In Tabellen listet die AOK Teststreifen nach Preisgruppen, die zwischen den Kassen und dem Apothekerverband Nordrhein vereinbart wurden. „Der Anteil der Packungen der Blutzuckerteststreifen der Preisgruppe B oder A2 sollte mindestens 14,4 Prozent betragen“, so die Vorgabe der Kasse.
Im Juli 2014 mahnte der Verein „Therapiefreiheit für Ärzte“ die Kasse ab, da der Vertrag die Vergütung des Arztes mit der vorgenommenen Umstellung des Patienten verknüpft werde. Dies verstoße gegen die Berufsordnung der Ärzte und sei darüber hinaus wettbewerbswidrig und unlauter.

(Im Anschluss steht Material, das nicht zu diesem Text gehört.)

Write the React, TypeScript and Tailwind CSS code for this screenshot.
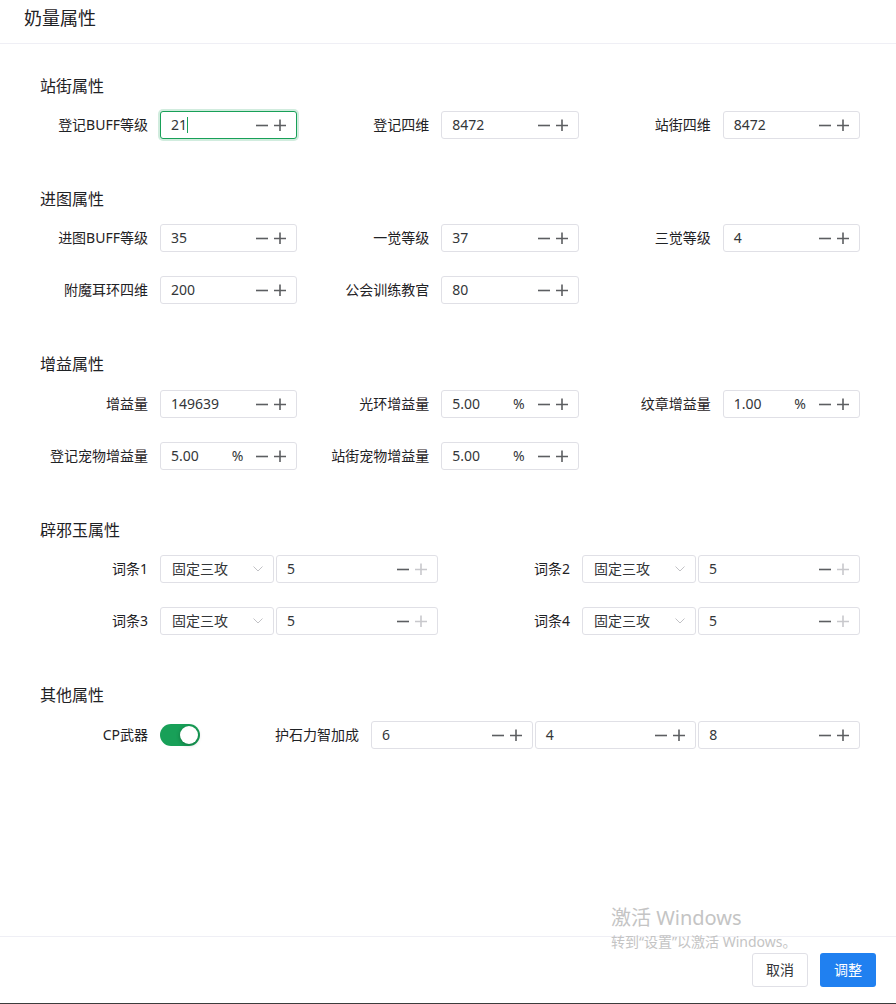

Die Kasse bestreitet dies: Der Strukturvertrag mit der KV habe nicht zum Ziel, Patienten allein auf Produkte der Preisgruppe B umzustellen, auch ein Wechsel von A1 auf A2 würde das Ziel einer wirtschaftlichen Verordnung erfüllen. Vergütet würden die Ärzte für die ergebnisoffene Beratung und für die Schulung.
Die Vergütung von 25 Euro nur für die Beratung zu zahlen, wäre aus Sicht der Kasse abwegig. Schließlich entstehe der größere Aufwand der Schulung nicht, wenn der Patient nach der Beratung bei seinem alten Gerät bleibe. Der Arzt habe also keinen Anreiz, alle Patienten umzustellen, da er die Zeit bei unterbliebener Umstellung für andere abrechenbare Leistungen nutzen könne, argumentierte die Kasse.

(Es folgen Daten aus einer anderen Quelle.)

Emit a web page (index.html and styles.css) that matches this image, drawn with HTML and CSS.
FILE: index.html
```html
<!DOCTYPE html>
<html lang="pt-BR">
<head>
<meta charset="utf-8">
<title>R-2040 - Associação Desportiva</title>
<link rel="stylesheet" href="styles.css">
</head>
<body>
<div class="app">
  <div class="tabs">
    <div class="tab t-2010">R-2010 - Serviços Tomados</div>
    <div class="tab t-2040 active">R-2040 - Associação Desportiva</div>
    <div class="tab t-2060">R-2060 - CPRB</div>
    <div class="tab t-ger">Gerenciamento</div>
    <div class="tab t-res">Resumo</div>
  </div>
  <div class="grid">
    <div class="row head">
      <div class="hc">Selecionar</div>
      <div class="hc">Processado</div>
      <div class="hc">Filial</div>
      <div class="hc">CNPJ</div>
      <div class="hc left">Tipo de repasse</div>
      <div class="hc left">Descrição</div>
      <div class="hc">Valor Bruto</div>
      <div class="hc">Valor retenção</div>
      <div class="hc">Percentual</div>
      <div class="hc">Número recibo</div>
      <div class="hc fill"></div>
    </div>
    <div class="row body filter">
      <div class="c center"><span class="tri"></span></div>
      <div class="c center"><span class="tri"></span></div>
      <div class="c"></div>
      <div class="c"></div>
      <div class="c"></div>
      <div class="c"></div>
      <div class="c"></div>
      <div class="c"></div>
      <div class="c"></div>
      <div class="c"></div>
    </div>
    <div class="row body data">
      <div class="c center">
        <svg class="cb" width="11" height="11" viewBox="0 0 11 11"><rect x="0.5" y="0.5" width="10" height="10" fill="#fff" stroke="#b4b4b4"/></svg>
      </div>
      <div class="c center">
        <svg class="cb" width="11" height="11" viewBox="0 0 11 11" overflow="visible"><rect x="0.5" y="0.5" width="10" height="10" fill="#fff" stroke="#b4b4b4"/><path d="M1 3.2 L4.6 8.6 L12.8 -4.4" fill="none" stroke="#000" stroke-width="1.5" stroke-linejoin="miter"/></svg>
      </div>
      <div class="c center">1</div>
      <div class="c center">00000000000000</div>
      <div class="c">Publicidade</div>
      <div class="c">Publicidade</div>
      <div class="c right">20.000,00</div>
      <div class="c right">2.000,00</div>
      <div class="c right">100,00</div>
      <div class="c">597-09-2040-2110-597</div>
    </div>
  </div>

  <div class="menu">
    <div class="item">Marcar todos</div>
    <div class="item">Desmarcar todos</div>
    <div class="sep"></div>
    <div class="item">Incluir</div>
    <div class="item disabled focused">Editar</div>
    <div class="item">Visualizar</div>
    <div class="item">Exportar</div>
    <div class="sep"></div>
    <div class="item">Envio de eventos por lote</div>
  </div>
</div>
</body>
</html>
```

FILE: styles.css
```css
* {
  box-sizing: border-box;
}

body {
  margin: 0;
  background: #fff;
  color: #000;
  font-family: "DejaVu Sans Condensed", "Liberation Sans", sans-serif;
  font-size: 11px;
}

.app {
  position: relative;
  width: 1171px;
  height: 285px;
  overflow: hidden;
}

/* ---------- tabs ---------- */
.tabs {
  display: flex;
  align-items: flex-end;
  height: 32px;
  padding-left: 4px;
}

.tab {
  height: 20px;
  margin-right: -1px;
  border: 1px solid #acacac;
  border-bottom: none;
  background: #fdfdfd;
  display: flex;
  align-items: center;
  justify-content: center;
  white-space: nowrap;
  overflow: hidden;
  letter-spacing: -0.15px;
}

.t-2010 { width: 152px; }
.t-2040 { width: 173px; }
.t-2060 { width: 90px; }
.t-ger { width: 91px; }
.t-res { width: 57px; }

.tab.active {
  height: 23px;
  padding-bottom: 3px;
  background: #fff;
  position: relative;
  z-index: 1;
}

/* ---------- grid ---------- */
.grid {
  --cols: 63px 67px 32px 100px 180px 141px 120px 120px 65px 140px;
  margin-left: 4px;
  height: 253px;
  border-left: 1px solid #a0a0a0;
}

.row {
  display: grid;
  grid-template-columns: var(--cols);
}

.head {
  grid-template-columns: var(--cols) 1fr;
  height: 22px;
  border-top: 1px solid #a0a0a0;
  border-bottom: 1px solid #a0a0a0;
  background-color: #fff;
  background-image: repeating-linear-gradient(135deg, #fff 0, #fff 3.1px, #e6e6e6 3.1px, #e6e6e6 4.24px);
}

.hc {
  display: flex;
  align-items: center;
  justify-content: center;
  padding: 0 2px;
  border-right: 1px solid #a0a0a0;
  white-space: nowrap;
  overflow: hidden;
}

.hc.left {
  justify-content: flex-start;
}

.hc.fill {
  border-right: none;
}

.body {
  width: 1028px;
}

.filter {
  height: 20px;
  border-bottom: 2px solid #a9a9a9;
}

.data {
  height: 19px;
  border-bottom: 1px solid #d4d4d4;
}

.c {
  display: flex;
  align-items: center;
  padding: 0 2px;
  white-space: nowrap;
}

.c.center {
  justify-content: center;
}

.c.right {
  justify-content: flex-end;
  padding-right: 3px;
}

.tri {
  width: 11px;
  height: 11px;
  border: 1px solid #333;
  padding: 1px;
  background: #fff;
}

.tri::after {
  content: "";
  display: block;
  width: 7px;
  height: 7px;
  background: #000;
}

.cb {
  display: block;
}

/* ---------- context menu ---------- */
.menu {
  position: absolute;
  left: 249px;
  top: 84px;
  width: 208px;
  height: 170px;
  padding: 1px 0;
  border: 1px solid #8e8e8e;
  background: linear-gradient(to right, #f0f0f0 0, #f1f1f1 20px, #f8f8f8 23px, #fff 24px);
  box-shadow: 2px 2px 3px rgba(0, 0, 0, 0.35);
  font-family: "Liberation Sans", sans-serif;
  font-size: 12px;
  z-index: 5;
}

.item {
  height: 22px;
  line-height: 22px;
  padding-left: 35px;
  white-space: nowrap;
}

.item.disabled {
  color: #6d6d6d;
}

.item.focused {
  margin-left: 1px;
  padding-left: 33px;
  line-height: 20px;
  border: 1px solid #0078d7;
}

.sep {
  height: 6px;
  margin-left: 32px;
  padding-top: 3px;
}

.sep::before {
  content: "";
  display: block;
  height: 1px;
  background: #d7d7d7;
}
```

Die Gerichte setzten sich mit diesen Fragen gar nicht auseinander. Der Verein hatte zunächst beim Landgericht Düsseldorf (LG) den Erlass einer einstweiligen Verfügung beantragt, war aber an das Sozialgericht verwiesen worden. Doch aus Sicht des SG ist der Verein nicht aktivlegitimiert, erfüllt also nicht die Voraussetzungen an einen klagebefugten Verband. Im Verfahren habe der Verein etwa Registergericht und Registernummer nicht benennen können, auch aus dem Internetauftritt gehe dies nicht hervor.

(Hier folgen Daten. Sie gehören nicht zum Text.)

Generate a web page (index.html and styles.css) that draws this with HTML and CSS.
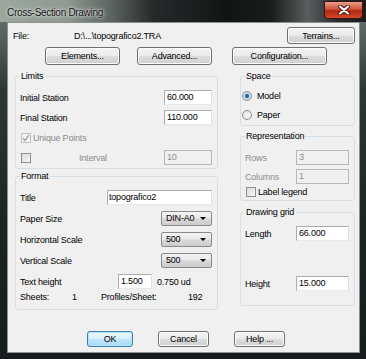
FILE: index.html
```html
<!DOCTYPE html>
<html lang="en">
<head>
    <meta charset="UTF-8">
    <title>Cross-Section Drawing</title>
    <link rel="stylesheet" href="styles.css">
</head>
<body>
    <div class="window">
        <div class="titlebar">
            <span class="title">Cross-Section Drawing</span>
            <span class="close">
                <svg width="14" height="10" viewBox="0 0 14 10">
                    <path d="M3 1.5 L11 8.5 M11 1.5 L3 8.5" stroke="#4a1010" stroke-width="4" stroke-linecap="round"/>
                    <path d="M3 1.5 L11 8.5 M11 1.5 L3 8.5" stroke="#ffffff" stroke-width="2.2" stroke-linecap="round"/>
                </svg>
            </span>
        </div>

        <div class="client">
            <div class="file-row">
                <span class="file-label">File:</span>
                <span class="file-path">D:\...\topografico2.TRA</span>
                <button class="btn terrains">Terrains...</button>
            </div>

            <div class="tool-row">
                <button class="btn w75">Elements...</button>
                <button class="btn w75 gap17">Advanced...</button>
                <button class="btn w95 gap20">Configuration...</button>
            </div>

            <div class="main">
                <div class="col-left">
                    <fieldset class="group limits">
                        <legend>Limits</legend>
                        <div class="row">
                            <span class="label">Initial Station</span>
                            <span class="field w48">60.000</span>
                        </div>
                        <div class="row">
                            <span class="label">Final Station</span>
                            <span class="field w48">110.000</span>
                        </div>
                        <div class="row">
                            <span class="check checked disabled">
                                <svg width="8" height="8" viewBox="0 0 8 8"><path d="M1 4 L3 6.5 L7 1" fill="none" stroke="#a8a8a8" stroke-width="1.4"/></svg>
                            </span>
                            <span class="label muted">Unique Points</span>
                        </div>
                        <div class="row">
                            <span class="check"></span>
                            <span class="label muted interval">Interval</span>
                            <span class="field w48 disabled">10</span>
                        </div>
                    </fieldset>

                    <fieldset class="group format">
                        <legend>Format</legend>
                        <div class="row">
                            <span class="label">Title</span>
                            <span class="field w105 tight">topografico2</span>
                        </div>
                        <div class="row">
                            <span class="label">Paper Size</span>
                            <span class="combo">DIN-A0<i class="arrow"></i></span>
                        </div>
                        <div class="row">
                            <span class="label">Horizontal Scale</span>
                            <span class="combo">500<i class="arrow"></i></span>
                        </div>
                        <div class="row">
                            <span class="label">Vertical Scale</span>
                            <span class="combo">500<i class="arrow"></i></span>
                        </div>
                        <div class="row">
                            <span class="label fixed98">Text height</span>
                            <span class="field w34">1.500</span>
                            <span class="ud">0.750 ud</span>
                        </div>
                        <div class="row sheets">
                            <span>Sheets:</span>
                            <span>1</span>
                            <span>Profiles/Sheet:</span>
                            <span>192</span>
                        </div>
                    </fieldset>
                </div>

                <div class="col-right">
                    <fieldset class="group space">
                        <legend>Space</legend>
                        <div class="row radio-row">
                            <span class="radio on"></span>
                            <span class="label">Model</span>
                        </div>
                        <div class="row radio-row">
                            <span class="radio"></span>
                            <span class="label">Paper</span>
                        </div>
                    </fieldset>

                    <fieldset class="group repr">
                        <legend>Representation</legend>
                        <div class="row">
                            <span class="label muted">Rows</span>
                            <span class="field w53 disabled">3</span>
                        </div>
                        <div class="row">
                            <span class="label muted">Columns</span>
                            <span class="field w53 disabled">1</span>
                        </div>
                        <div class="row small">
                            <span class="check"></span>
                            <span class="label">Label legend</span>
                        </div>
                    </fieldset>

                    <fieldset class="group grid">
                        <legend>Drawing grid</legend>
                        <div class="row">
                            <span class="label">Length</span>
                            <span class="field w53">66.000</span>
                        </div>
                        <div class="row height-row">
                            <span class="label">Height</span>
                            <span class="field w53">15.000</span>
                        </div>
                    </fieldset>
                </div>
            </div>

            <div class="footer">
                <button class="btn default ok">OK</button>
                <button class="btn w51">Cancel</button>
                <button class="btn w51">Help ...</button>
            </div>
        </div>
    </div>
</body>
</html>
```

FILE: styles.css
```css
body {
    margin: 0;
    padding: 0;
    font-family: "Liberation Sans", Arial, sans-serif;
    font-size: 9px;
    letter-spacing: -0.2px;
    color: #000;
    background: #1c2422;
}
.window {
    width: 366px;
    height: 359px;
    box-sizing: border-box;
    padding: 0 6px 6px 7px;
    background: linear-gradient(180deg, #6f7c76 0, #2c3835 25%, #1d2624 60%, #161c1c 100%);
    display: flex;
    flex-direction: column;
}
.titlebar {
    height: 22px;
    margin: 0 -6px 0 -7px;
    padding: 0 6px 0 7px;
    display: flex;
    align-items: center;
    justify-content: space-between;
    background: linear-gradient(90deg, #9aa69e 0, #8f9a93 18%, #5e6662 30%, #262a2a 42%, #121414 62%, #1a1c1c 74%, #5a5e5e 84%, #2a2c2c 92%, #1a1c1c 100%);
}
.title {
    font-size: 10px;
    letter-spacing: -0.3px;
    color: #111;
    text-shadow: 0 0 4px #e8eee8, 0 0 2px #e8eee8;
    padding-top: 2px;
}
.close {
    width: 37px;
    height: 16px;
    margin-right: -3px;
    align-self: flex-start;
    margin-top: 1px;
    border: 1px solid #3c1010;
    border-radius: 0 0 4px 4px;
    background: linear-gradient(180deg, #e8a08c 0, #d0533a 45%, #b02810 55%, #d04a28 100%);
    display: flex;
    align-items: center;
    justify-content: center;
}
.client {
    flex: 1;
    background: #f0f0f0;
    border: 1px solid #8c9090;
    box-sizing: border-box;
    padding: 4px 4px 0 4px;
    display: flex;
    flex-direction: column;
}
.btn {
    font-family: inherit;
    font-size: 9px;
    letter-spacing: -0.2px;
    color: #000;
    height: 18px;
    padding: 0;
    border: 1px solid #707070;
    border-radius: 3px;
    background: linear-gradient(180deg, #f4f4f4 0, #ebebeb 48%, #dddddd 52%, #cfcfcf 100%);
    box-shadow: inset 0 0 0 1px #fcfcfc;
}
.btn.default {
    border-color: #3c7fb1;
    background: linear-gradient(180deg, #eaf6fd 0, #d9f0fc 48%, #bee6fd 52%, #a7d9f5 100%);
    box-shadow: inset 0 0 0 1px #b8e4fb;
}
.file-row {
    height: 17px;
    display: flex;
    align-items: center;
}
.file-label {
    margin-left: 1px;
    width: 61px;
}
.file-path {
    flex: 1;
}
.terrains {
    width: 68px;
    height: 17px;
}
.tool-row {
    margin-top: 3px;
    display: flex;
    padding-left: 33px;
}
.w75 { width: 75px; }
.w95 { width: 95px; }
.w51 { width: 51px; }
.gap17 { margin-left: 17px; }
.gap20 { margin-left: 20px; }

.main {
    display: flex;
    margin-top: 6px;
    padding-left: 3px;
}
.col-left {
    width: 203px;
    display: flex;
    flex-direction: column;
}
.col-right {
    width: 115px;
    margin-left: 22px;
    display: flex;
    flex-direction: column;
}
.group {
    margin: 0;
    border: 1px solid #d5dfe5;
    border-radius: 3px;
    padding: 8px 5px 3px 4px;
    display: flex;
    flex-direction: column;
    gap: 5px;
}
.group legend {
    padding: 0 1px;
    margin-left: 0;
    line-height: 11px;
    height: 11px;
}
.row {
    height: 15px;
    display: flex;
    align-items: center;
}
.label {
    flex: 1;
    white-space: nowrap;
}
.muted {
    color: #8d8d8d;
}
.field {
    height: 15px;
    box-sizing: border-box;
    border: 1px solid #abadb3;
    border-right-color: #dbdfe6;
    border-bottom-color: #e3e9ef;
    background: #fff;
    padding: 0 2px;
    line-height: 13px;
    white-space: nowrap;
}
.field.tight { padding-left: 1px; }
.field.disabled {
    background: #f0f0f0;
    border-color: #b8b8b8;
    color: #8d8d8d;
}
.w48 { width: 48px; }
.w105 { width: 105px; }
.w34 { width: 34px; }
.w53 { width: 53px; }

.check {
    width: 10px;
    height: 10px;
    box-sizing: border-box;
    border: 1px solid #8e8f8f;
    background: linear-gradient(135deg, #dcdcdc 0, #f6f6f6 100%);
    margin: 0 2px 0 1px;
    display: flex;
    align-items: center;
    justify-content: center;
    flex: none;
}
.check.disabled {
    border-color: #c0c0c0;
    background: #f4f4f4;
}
.interval {
    flex: none;
    width: 131px;
    padding-left: 46px;
    box-sizing: border-box;
}
.format {
    margin-top: 2px;
    gap: 6px;
    padding-bottom: 5px;
}
.combo {
    width: 51px;
    height: 15px;
    box-sizing: border-box;
    border: 1px solid #8a8a8a;
    border-radius: 2px;
    background: linear-gradient(180deg, #f4f4f4 0, #e8e8e8 48%, #d8d8d8 52%, #cdcdcd 100%);
    padding-left: 4px;
    line-height: 13px;
    position: relative;
}
.arrow {
    position: absolute;
    right: 5px;
    top: 5px;
    width: 0;
    height: 0;
    border-left: 3px solid transparent;
    border-right: 3px solid transparent;
    border-top: 3px solid #000;
}
.fixed98 {
    flex: none;
    width: 98px;
}
.ud {
    margin-left: 5px;
}
.sheets {
    margin-top: -5px;
    height: 14px;
    display: grid;
    grid-template-columns: 52px 29px 87px auto;
}

.space {
    padding-top: 7px;
    padding-bottom: 3px;
}
.radio-row {
    height: 14px;
    margin-left: -3px;
}
.radio {
    width: 10px;
    height: 10px;
    box-sizing: border-box;
    border-radius: 50%;
    border: 1px solid #8e8f8f;
    background: radial-gradient(circle at 60% 60%, #f8f8f8 0, #dcdcdc 100%);
    margin-right: 5px;
}
.radio.on {
    background: radial-gradient(circle, #1d5a7c 0, #2d7aa0 30%, #bcd8e6 45%, #e6eef2 100%);
}
.repr {
    margin-top: 5px;
    gap: 4px;
    padding-bottom: 2px;
}
.row.small {
    height: 12px;
    margin-top: -2px;
}
.grid {
    margin-top: 6px;
    padding-bottom: 14px;
}
.height-row {
    margin-top: 30px;
}
.footer {
    margin-top: 21px;
    display: flex;
    padding-left: 75px;
    gap: 25px;
}
.footer .btn {
    height: 16px;
}
.ok {
    width: 46px;
}
```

Dass der Verein nach eigenen Angaben mehr als 400 Ärzte „betreue“, sage nichts über die Mitgliederzahl aus, so das SG im Beschluss vom 9. Januar. Um eine Klagebefugnis zu rechtfertigen, müssten unter den Mitgliedern laut Beschluss zudem eine maßgebliche Anzahl in Nordrhein tätiger Diabetologen betroffen sein. Wie viele solcher Vereinsmitglieder im Kammerbezirk tatsächlich von dem Vertrag wettbewerbsrechtlich berührt würden, habe der Verein aber nicht vorgetragen. Aus der dessen Satzung gehe die Verfolgung wettbewerbsrechtlicher Verstöße im Übrigen auch nicht hervor.
Gemäß Satzung gehe es dem Verein vor allem um Öffentlichkeitsarbeit und Information. Das Gericht konnte aber auch dafür im Netz keine Beweise finden. Der vermeintlich regelmäßige Newsletter zu aktuellen gesundheitlichen Fragestellungen sei seit Gründung des Vereins im Jahr 2006 genau einmal erschienen – und zwar im Juli 2012. Die Klage wurde daher abgewiesen.
Für Rückfragen war beim Verein bislang niemand zu erreichen. Vorstand des Vereins mit Sitz in Berlin sind die Diplommediziner Uwe Berndt und Dietmar Ukrow.